When Commodore Perry forced open American trade with Japan in the middle of the 1800′s, he brought along with him a translator by the name of Manjiro Nakahama. Manjiro had been shipwrecked off of Japan years earlier, picked up by whalers, and brought back to live in Massachusetts, where, he reported he learned, among other things, including English, how to read newspapers on the toilet (I’ve already looked, that quote isn’t on Wikipedia, but trust me on this one.) He became an crucial part of the trade negotiations, being the first Japanese person to visit America, and one of the few translators of the Edo tongue.
Now, following after John, as he was more frequently called, I was reading “The Voyages of Captain Cook”, which consists of extracts from his journals, when I came across a pretty interesting quotation:
‘Emerging from Endeavour Straight, Cook sailed north-west until he fell in with the coast of New Guinea. The decision to make for Java was welcomed by all on board, of whom the greater part, says Banks, “were now pretty far gone with the longing for home which the physicians have gone so far as to esteem a disease under the name of Nostalgia” – the earliest recorded use of the word.’

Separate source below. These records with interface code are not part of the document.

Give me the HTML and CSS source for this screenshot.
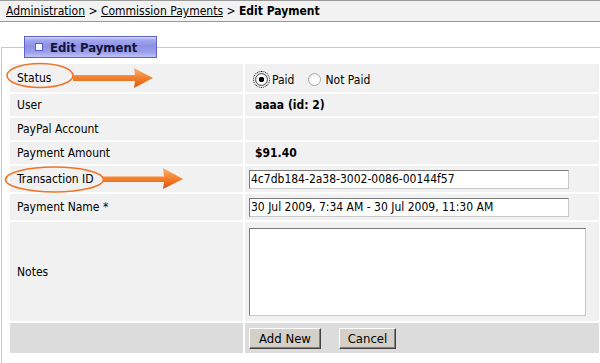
FILE: index.html
```html
<!DOCTYPE html>
<html lang="en">
<head>
    <meta charset="UTF-8">
    <title>Edit Payment</title>
    <link rel="stylesheet" href="styles.css">
</head>
<body>
<!-- Breadcrumbs -->
<div class="crumbs">
    <a href="#">Administration</a> &gt; <a href="#">Commission Payments</a> &gt; <b>Edit Payment</b>
</div>

<fieldset class="panel">
    <legend class="panel-title"><span class="title-icon"></span>Edit Payment</legend>

    <div class="form-grid">
        <!-- Status -->
        <div class="label">
            Status
            <svg class="callout" width="160" height="30" viewBox="0 0 160 30">
                <defs>
                    <linearGradient id="arrowFill1" x1="0" y1="0" x2="0" y2="1">
                        <stop offset="0" stop-color="#fbb274"/>
                        <stop offset="0.5" stop-color="#f3802c"/>
                        <stop offset="1" stop-color="#d9570c"/>
                    </linearGradient>
                </defs>
                <ellipse cx="30" cy="11.5" rx="33" ry="12" fill="none" stroke="#f07426" stroke-width="1.6"/>
                <path d="M63 11 L125 11 L124 4 L143 14 L124 24 L125 17 L63 17 Z" fill="url(#arrowFill1)"/>
            </svg>
        </div>
        <div class="value">
            <label class="radio"><input type="radio" name="status" class="radio-input focused" checked> Paid</label>
            <label class="radio"><input type="radio" name="status" class="radio-input"> Not Paid</label>
        </div>

        <div class="label">User</div>
        <div class="value"><span class="text strong">aaaa (id: 2)</span></div>

        <div class="label">PayPal Account</div>
        <div class="value"></div>

        <div class="label">Payment Amount</div>
        <div class="value"><span class="text strong">$91.40</span></div>

        <!-- Transaction ID -->
        <div class="label">
            Transaction ID
            <svg class="callout" width="190" height="30" viewBox="0 0 190 30">
                <defs>
                    <linearGradient id="arrowFill2" x1="0" y1="0" x2="0" y2="1">
                        <stop offset="0" stop-color="#fbb274"/>
                        <stop offset="0.5" stop-color="#f3802c"/>
                        <stop offset="1" stop-color="#d9570c"/>
                    </linearGradient>
                </defs>
                <ellipse cx="44.5" cy="13.5" rx="49" ry="12.5" fill="none" stroke="#f07426" stroke-width="1.6"/>
                <path d="M93 10.5 L154 10.5 L153 2 L173 13 L153 23 L154 16 L93 16 Z" fill="url(#arrowFill2)"/>
            </svg>
        </div>
        <div class="value"><input type="text" class="field" value="4c7db184-2a38-3002-0086-00144f57"></div>

        <div class="label">Payment Name *</div>
        <div class="value"><input type="text" class="field" value="30 Jul 2009, 7:34 AM - 30 Jul 2009, 11:30 AM"></div>

        <div class="label">Notes</div>
        <div class="value top"><textarea class="notes"></textarea></div>

        <div class="label dark"></div>
        <div class="value dark">
            <button class="btn btn-add">Add New</button>
            <button class="btn btn-cancel">Cancel</button>
        </div>
    </div>
</fieldset>
</body>
</html>
```

FILE: styles.css
```css
* {
    box-sizing: border-box;
}

body {
    margin: 0;
    overflow: hidden;
    font-family: "DejaVu Sans Condensed", "DejaVu Sans", sans-serif;
    font-stretch: condensed;
    font-size: 12px;
    color: #000;
    background: #fff;
}

/* Breadcrumbs */
.crumbs {
    height: 22px;
    padding: 0 6px;
    line-height: 20px;
    background: #f2f2f2;
    border-top: 1px solid #999;
    border-bottom: 1px solid #999;
    white-space: nowrap;
}

.crumbs a {
    color: #000;
}

/* Fieldset panel */
.panel {
    margin: 14px -20px 0 1px;
    padding: 6px 20px 0 8px;
    border: 1px solid #c8c8c8;
    border-bottom: none;
    min-width: 0;
}

.panel-title {
    display: flex;
    align-items: center;
    width: 133px;
    height: 22px;
    margin-left: 14px;
    padding: 0 0 0 10px;
    border: 1px solid #5f63c9;
    background: linear-gradient(#d6d8fa 0, #a3a7ee 3px, #8d91e6 45%, #9a9eea 75%, #bfc2f5 100%);
    font-size: 13px;
    font-weight: bold;
    color: #14143a;
}

.title-icon {
    width: 8px;
    height: 8px;
    margin-right: 7px;
    border: 1px solid #5a5ec8;
    background: #f4f5ff;
}

/* Form rows */
.form-grid {
    display: grid;
    grid-template-columns: 233px 1fr;
    grid-template-rows: 28px 22px 22px 22px 26px 26px 99px 30px;
    gap: 2px;
    margin-bottom: 10px;
}

.label,
.value {
    display: flex;
    align-items: center;
    background: #f1f1f1;
}

.label {
    position: relative;
    padding-left: 7px;
}

.value {
    padding-left: 4px;
}

.value.top {
    align-items: flex-start;
    padding-top: 6px;
}

.dark {
    background: #dcdcdc;
}

.text {
    padding-left: 6px;
}

.strong {
    font-weight: bold;
}

/* Arrows and circles drawn over the labels */
.callout {
    position: absolute;
    left: 0;
    top: 0;
    overflow: visible;
    pointer-events: none;
}

/* Radios */
.radio {
    display: flex;
    align-items: center;
    margin-top: 3px;
    margin-right: 8px;
}

.radio-input {
    appearance: none;
    width: 13px;
    height: 13px;
    margin: 0 4px 0 6px;
    border: 1px solid #a8a8a8;
    border-radius: 50%;
    background: radial-gradient(circle at 60% 60%, #fff 40%, #dcdcdc 100%);
}

.radio-input:checked {
    border-color: #555;
    background: radial-gradient(circle, #000 0, #000 2.5px, #fff 3px, #fff 4px, #d0d0d0 6px);
}

.radio-input.focused {
    outline: 1px dotted #000;
    outline-offset: 1px;
}

/* Inputs */
.field {
    width: 320px;
    height: 19px;
    padding: 0 1px;
    border: 1px solid #c8c8c8;
    border-top-color: #7a7a7a;
    border-left-color: #7a7a7a;
    font: inherit;
    color: #000;
    background: #fff;
}

.notes {
    width: 337px;
    height: 88px;
    border: 1px solid #c8c8c8;
    border-top-color: #7a7a7a;
    border-left-color: #7a7a7a;
    resize: none;
    background: #fff;
}

/* Buttons */
.btn {
    height: 21px;
    padding: 0;
    border: 1px solid;
    border-color: #fff #404040 #404040 #fff;
    box-shadow: inset -1px -1px 0 #808080;
    background: #d4d0c8;
    font: inherit;
    font-size: 13px;
    color: #000;
}

.btn-add {
    width: 72px;
    margin-right: 18px;
}

.btn-cancel {
    width: 57px;
}
```
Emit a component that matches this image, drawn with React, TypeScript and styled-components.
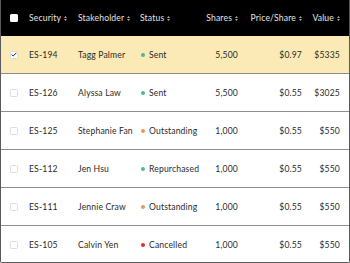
import React from "react";
import styled, { createGlobalStyle } from "styled-components";

const Global = createGlobalStyle`
  html, body { margin: 0; padding: 0; background: #fff; }
  body { font-family: Lato, "Noto Sans", Arial, sans-serif; }
  * { box-sizing: border-box; }
`;

const COLS = "28px 49px 62px 58px 40px 64px 38px 9px";

const Table = styled.div`
  width: 350px;
  height: 263px;
  overflow: hidden;
  border: 1px solid #5a5a5a;
  border-top: none;
  border-radius: 0 0 2px 2px;
  background: #fff;
`;

const HeadRow = styled.div`
  display: grid;
  grid-template-columns: ${COLS};
  align-items: center;
  height: 36px;
  background: #000;
  margin: 0 -1px;
  padding: 0 1px;
  color: #e4e4e4;
  font-size: 8.6px;
`;

const Row = styled.div<{ $selected?: boolean }>`
  display: grid;
  grid-template-columns: ${COLS};
  align-items: center;
  height: 37px;
  background: ${(p) => (p.$selected ? "#fbeab5" : "#fff")};
  color: #2a2a2a;
  font-size: 8.6px;
  & + & { border-top: 1px solid #8e8e8e; height: 38px; }
`;

const Cell = styled.div<{ $right?: boolean }>`
  display: flex;
  align-items: center;
  justify-content: ${(p) => (p.$right ? "flex-end" : "flex-start")};
  white-space: nowrap;
  letter-spacing: 0.15px;
`;

const CheckCell = styled.div`
  display: flex;
  align-items: center;
  padding-left: 9px;
`;

const Box = styled.div<{ $variant: "head" | "on" | "off" }>`
  width: 8px;
  height: 8px;
  border-radius: 1.5px;
  display: flex;
  align-items: center;
  justify-content: center;
  background: #fff;
  border: ${(p) => (p.$variant === "head" ? "none" : "1px solid #dcdcdc")};
`;

const Sort = styled.svg`
  margin-left: 3px;
  flex: none;
`;

const Dot = styled.span<{ $color: string }>`
  width: 4px;
  height: 4px;
  border-radius: 50%;
  background: ${(p) => p.$color};
  margin-right: 4px;
  margin-left: 1px;
  flex: none;
`;

const SortIcon = () => (
  <Sort width="3" height="5" viewBox="0 0 3 5">
    <path d="M1.5 0 L3 2 L0 2 Z M0 3 L3 3 L1.5 5 Z" fill="#a8a8a8" />
  </Sort>
);

const statusColor: Record<string, string> = {
  Sent: "#4fb5a0",
  Outstanding: "#e5985a",
  Repurchased: "#4fb5a0",
  Cancelled: "#d8332c",
};

const rows = [
  { id: "ES-194", name: "Tagg Palmer", status: "Sent", shares: "5,500", price: "$0.97", value: "$5335", selected: true },
  { id: "ES-126", name: "Alyssa Law", status: "Sent", shares: "5,500", price: "$0.55", value: "$3025" },
  { id: "ES-125", name: "Stephanie Fan", status: "Outstanding", shares: "1,000", price: "$0.55", value: "$550" },
  { id: "ES-112", name: "Jen Hsu", status: "Repurchased", shares: "1,000", price: "$0.55", value: "$550" },
  { id: "ES-111", name: "Jennie Craw", status: "Outstanding", shares: "1,000", price: "$0.55", value: "$550" },
  { id: "ES-105", name: "Calvin Yen", status: "Cancelled", shares: "1,000", price: "$0.55", value: "$550" },
];

const Check = () => (
  <svg width="6" height="5" viewBox="0 0 6 5">
    <path d="M0.6 2.6 L2.2 4 L5.4 0.8" fill="none" stroke="#222" strokeWidth="1" />
  </svg>
);

export default function App() {
  return (
    <>
      <Global />
      <Table>
        <HeadRow>
          <CheckCell><Box $variant="head" /></CheckCell>
          <Cell>Security<SortIcon /></Cell>
          <Cell>Stakeholder<SortIcon /></Cell>
          <Cell>Status<SortIcon /></Cell>
          <Cell $right>Shares<SortIcon /></Cell>
          <Cell $right>Price/Share<SortIcon /></Cell>
          <Cell $right>Value<SortIcon /></Cell>
          <div />
        </HeadRow>
        {rows.map((r) => (
          <Row key={r.id} $selected={r.selected}>
            <CheckCell>
              <Box $variant={r.selected ? "on" : "off"}>{r.selected && <Check />}</Box>
            </CheckCell>
            <Cell>{r.id}</Cell>
            <Cell>{r.name}</Cell>
            <Cell><Dot $color={statusColor[r.status]} />{r.status}</Cell>
            <Cell $right>{r.shares}</Cell>
            <Cell $right>{r.price}</Cell>
            <Cell $right>{r.value}</Cell>
            <div />
          </Row>
        ))}
      </Table>
    </>
  );
}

This was written in 1770, which means the word ‘nostalgia’ is a pretty recent neologism. It comes from the Greek ‘nostos’ meaning return, and ‘algos’ meaning suffering. I was hoping it might come from ‘naus’ meaning ship, having something to do with sailing, or perhaps to do with algae, of which the portion of the Atlantic called the Sargasso Sea was rife to the point of becalming ships for days, but alas, those would be false etymologies. But in fact there is a whole section of Greek literature called the Nostoi, about Odysseus (and others) coming home from Troy, in the Homeric tradition. This word, and it’s origins, have also been noted at length by Kundera, I’m told – but what I wonder is if there was enough time in the intervening years for Manjiro Nakahama to have learned it before he headed back to Japan in 1850. It probably would have been particularly relevant to him.